From Relationship Management to Regional Leadership
Anankaphannan previously served as Senior Relationship Manager at Saxo. Her new role expands that work across APAC, where institutional demand for trading access, investment tools, market infrastructure and digital wealth solutions continues to grow.
She brings more than 16 years of experience across technology and institutional financial services, covering sales, product and strategy. Before joining Saxo, she spent more than a decade at Google in senior roles linked to sales, product strategy and go-to-market execution, including work involving AI-powered solutions. Earlier in her career, she worked at Bloomberg, focusing on equities and equity derivatives.
That mix matters. Institutional fintech is no longer just about brokerage pipes and market access. Technology, data, product design and client servicing now sit much closer together. A regional institutional head today has to understand the financial product, the platform layer, and the partner relationship all at once.
APAC Remains a Key Growth Market for Saxo
Asia-Pacific remains one of the more competitive regions for digital investment platforms. Banks, brokers, wealth managers and fintechs are all trying to offer easier access to global markets while keeping costs, compliance and user experience under control.
Saxo clearly sees room to grow there.
Anankaphannan said Saxo has built lasting partnerships and a strong reputation in the market, adding that the company is seeing sustained growth and deeper engagement from clients and partners across the region. She also said APAC remains a key growth market for Saxo as the company works to scale its institutional offering further.
The wording is polished, as corporate appointments usually are. Still, the direction is clear enough. Saxo wants more institutional traction in APAC, and it wants those relationships to sit closer to its long-term regional growth plan.
Saxo’s Recent Wealthtech Activity Adds Context
The appointment also follows Saxo’s recent partnership with Singapore’s Trust Bank to launch TrustInvest.

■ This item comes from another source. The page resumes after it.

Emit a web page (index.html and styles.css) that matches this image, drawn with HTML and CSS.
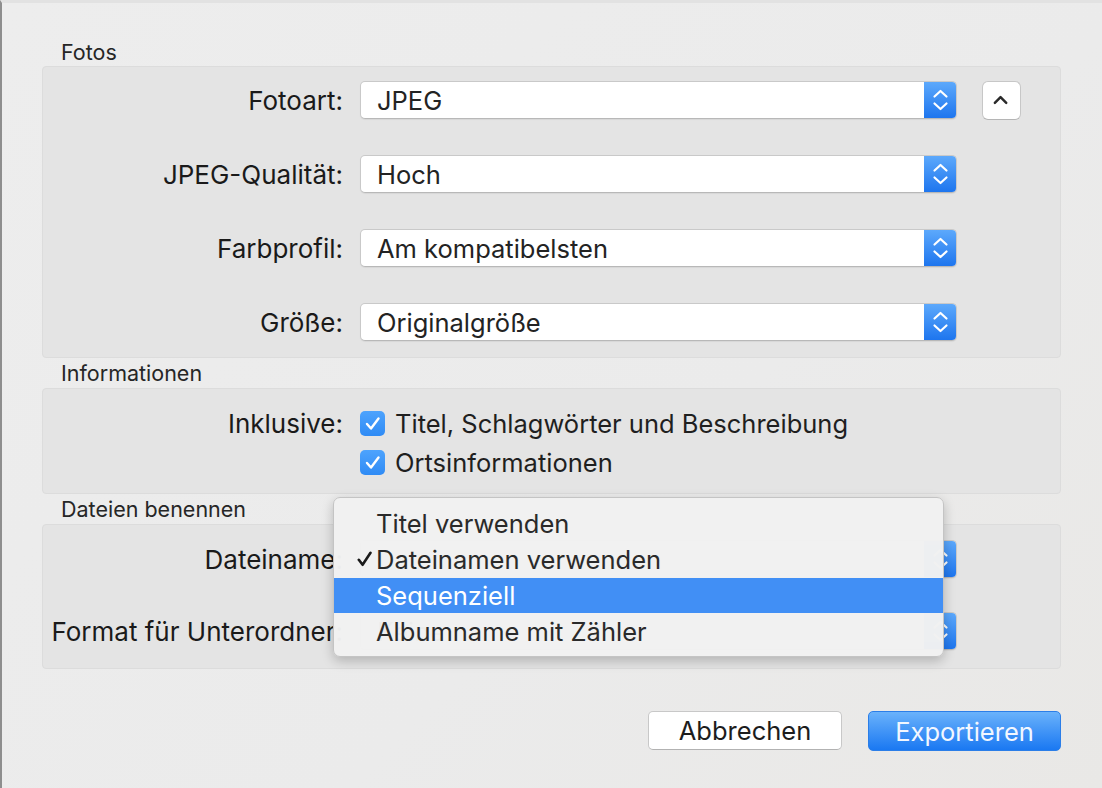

The in-app investment service allows users to trade US stocks and exchange-traded funds from US$10 directly through the Trust Bank app.
That deal is more retail-facing, but it still fits the bigger picture. Saxo is positioning itself as a platform provider as much as a trading brand. Banks and fintechs want investment features inside their own apps. Saxo has the infrastructure, market access and execution layer to support that.
For institutional clients, that kind of capability can be attractive. Not every financial institution wants to build investment infrastructure from scratch. Some want to plug into an existing provider and move faster.
Why the Appointment Matters
Leadership changes in fintech can sometimes feel routine. This one is worth watching because it sits at the intersection of wealthtech, institutional trading and embedded investment services.
Saxo is not only chasing individual investors. Its institutional business is already a major part of group income, and its global institutional client base is growing. In APAC, where banks, brokers and digital platforms are still racing to modernize investment access, the opportunity is obvious.
Anankaphannan’s promotion suggests Saxo wants a stronger regional hand on that part of the business. More partnerships. More institutional clients. More platform-driven growth.
Quiet move, maybe. But not a small one.